The task: Copy each line of the material below that includes the string "index".

** start Provided data **

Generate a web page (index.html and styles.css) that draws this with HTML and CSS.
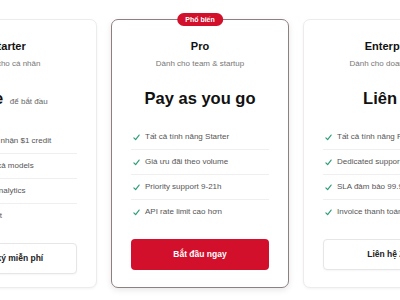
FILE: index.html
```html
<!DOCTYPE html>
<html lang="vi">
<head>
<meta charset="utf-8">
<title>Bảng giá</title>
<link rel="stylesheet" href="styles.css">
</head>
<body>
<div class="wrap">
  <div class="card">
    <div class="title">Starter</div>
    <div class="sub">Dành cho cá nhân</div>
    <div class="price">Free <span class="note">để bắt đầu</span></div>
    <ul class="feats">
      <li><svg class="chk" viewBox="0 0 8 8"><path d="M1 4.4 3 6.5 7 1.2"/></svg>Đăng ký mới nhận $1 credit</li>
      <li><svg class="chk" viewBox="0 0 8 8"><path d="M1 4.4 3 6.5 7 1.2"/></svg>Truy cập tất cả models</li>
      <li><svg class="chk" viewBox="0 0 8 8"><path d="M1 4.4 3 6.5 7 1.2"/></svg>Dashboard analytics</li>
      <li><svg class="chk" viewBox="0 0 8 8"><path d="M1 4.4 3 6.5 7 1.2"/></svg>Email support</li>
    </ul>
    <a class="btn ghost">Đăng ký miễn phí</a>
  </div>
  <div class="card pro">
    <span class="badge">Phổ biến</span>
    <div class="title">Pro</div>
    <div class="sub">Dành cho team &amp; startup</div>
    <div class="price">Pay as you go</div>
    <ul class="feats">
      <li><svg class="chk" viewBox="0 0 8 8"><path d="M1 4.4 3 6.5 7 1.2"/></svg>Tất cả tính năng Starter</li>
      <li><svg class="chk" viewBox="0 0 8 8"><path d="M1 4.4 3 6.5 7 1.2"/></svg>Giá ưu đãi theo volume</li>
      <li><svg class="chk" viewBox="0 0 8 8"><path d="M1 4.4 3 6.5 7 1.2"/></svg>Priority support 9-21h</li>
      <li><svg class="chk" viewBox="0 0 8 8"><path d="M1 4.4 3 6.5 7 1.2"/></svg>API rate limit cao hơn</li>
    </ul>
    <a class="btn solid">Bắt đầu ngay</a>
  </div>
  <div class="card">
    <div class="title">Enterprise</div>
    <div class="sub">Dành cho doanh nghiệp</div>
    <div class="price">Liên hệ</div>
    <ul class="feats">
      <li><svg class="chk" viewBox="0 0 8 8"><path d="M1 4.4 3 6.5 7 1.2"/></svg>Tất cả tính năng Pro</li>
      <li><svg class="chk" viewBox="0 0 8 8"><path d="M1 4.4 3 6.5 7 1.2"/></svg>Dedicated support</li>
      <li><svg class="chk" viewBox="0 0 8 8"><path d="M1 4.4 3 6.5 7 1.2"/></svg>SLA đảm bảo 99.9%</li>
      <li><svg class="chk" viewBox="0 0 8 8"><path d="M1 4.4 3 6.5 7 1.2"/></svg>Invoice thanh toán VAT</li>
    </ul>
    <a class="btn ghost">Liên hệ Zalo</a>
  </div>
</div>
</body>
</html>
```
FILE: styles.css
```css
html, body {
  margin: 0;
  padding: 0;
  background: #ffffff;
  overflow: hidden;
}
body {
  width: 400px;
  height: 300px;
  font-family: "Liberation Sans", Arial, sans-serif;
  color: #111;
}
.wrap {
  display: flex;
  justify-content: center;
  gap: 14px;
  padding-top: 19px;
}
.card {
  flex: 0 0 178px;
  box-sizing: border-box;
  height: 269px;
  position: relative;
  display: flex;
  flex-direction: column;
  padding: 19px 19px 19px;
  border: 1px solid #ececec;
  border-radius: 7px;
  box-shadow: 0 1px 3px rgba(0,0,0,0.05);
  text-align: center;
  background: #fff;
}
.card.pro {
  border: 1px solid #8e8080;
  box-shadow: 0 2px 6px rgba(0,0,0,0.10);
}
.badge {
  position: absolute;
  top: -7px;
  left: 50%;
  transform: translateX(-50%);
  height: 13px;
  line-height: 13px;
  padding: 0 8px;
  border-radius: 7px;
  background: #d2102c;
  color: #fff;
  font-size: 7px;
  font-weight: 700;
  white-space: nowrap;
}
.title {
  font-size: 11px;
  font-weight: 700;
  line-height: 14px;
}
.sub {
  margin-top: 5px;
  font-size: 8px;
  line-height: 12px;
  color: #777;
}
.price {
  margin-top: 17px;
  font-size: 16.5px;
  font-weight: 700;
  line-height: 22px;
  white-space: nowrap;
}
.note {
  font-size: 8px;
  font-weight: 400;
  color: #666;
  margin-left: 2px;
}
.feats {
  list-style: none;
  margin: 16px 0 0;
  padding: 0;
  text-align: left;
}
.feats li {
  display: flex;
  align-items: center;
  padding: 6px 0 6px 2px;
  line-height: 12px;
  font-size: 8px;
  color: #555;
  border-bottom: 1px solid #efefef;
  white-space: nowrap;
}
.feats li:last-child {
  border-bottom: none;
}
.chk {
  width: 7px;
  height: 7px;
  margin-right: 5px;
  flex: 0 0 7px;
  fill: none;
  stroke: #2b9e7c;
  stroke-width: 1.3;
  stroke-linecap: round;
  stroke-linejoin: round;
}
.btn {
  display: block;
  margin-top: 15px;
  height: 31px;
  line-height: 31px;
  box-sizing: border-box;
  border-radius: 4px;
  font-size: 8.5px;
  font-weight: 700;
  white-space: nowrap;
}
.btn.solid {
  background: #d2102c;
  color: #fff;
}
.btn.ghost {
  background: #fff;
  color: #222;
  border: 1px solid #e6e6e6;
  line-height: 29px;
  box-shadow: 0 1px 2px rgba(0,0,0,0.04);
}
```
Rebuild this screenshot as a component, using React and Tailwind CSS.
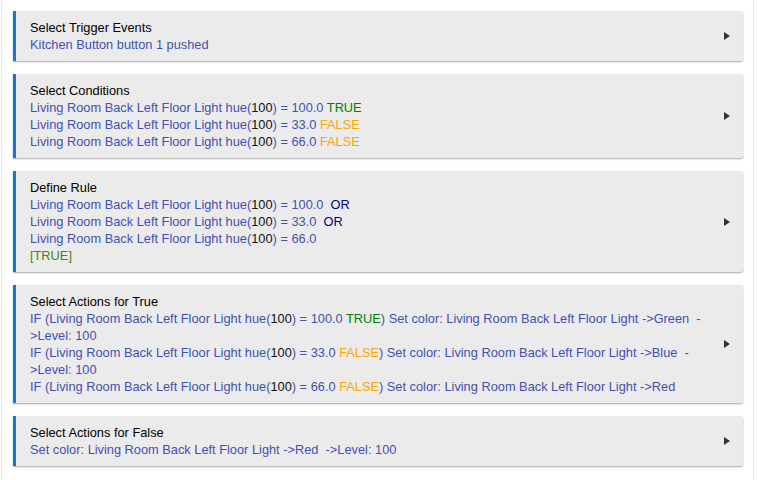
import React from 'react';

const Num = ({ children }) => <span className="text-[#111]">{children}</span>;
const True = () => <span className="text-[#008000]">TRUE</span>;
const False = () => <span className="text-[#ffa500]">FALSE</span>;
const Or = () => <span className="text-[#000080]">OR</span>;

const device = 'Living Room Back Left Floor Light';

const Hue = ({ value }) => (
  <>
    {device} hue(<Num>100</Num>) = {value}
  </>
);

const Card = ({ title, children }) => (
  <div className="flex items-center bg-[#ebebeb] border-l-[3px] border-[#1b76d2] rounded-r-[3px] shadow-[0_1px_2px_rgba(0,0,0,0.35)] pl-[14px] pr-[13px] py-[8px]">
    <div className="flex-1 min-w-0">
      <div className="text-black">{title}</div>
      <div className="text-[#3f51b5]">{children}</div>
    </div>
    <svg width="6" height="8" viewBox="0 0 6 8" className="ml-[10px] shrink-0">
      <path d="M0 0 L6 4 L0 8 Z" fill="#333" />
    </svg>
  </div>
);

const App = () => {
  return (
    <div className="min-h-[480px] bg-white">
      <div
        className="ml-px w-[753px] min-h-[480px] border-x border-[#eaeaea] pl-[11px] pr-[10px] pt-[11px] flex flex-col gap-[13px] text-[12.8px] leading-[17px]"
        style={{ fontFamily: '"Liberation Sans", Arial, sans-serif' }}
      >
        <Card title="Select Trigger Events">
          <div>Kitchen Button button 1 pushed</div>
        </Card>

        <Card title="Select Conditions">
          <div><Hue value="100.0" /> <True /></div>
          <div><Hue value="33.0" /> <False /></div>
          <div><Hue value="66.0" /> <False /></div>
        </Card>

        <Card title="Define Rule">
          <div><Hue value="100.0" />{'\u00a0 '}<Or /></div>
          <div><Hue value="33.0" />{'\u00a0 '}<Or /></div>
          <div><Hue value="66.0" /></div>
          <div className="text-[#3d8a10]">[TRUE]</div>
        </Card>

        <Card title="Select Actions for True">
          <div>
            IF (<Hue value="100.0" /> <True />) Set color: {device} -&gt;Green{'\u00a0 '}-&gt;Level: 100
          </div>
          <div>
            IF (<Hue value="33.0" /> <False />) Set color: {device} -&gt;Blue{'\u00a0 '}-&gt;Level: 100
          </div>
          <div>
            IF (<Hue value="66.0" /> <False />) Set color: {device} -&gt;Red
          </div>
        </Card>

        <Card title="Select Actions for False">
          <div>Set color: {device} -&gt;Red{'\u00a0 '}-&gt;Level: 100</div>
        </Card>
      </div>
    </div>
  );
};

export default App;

** end Provided data **

Answer in full:
Generate a web page (index.html and styles.css) that draws this with HTML and CSS.
FILE: index.html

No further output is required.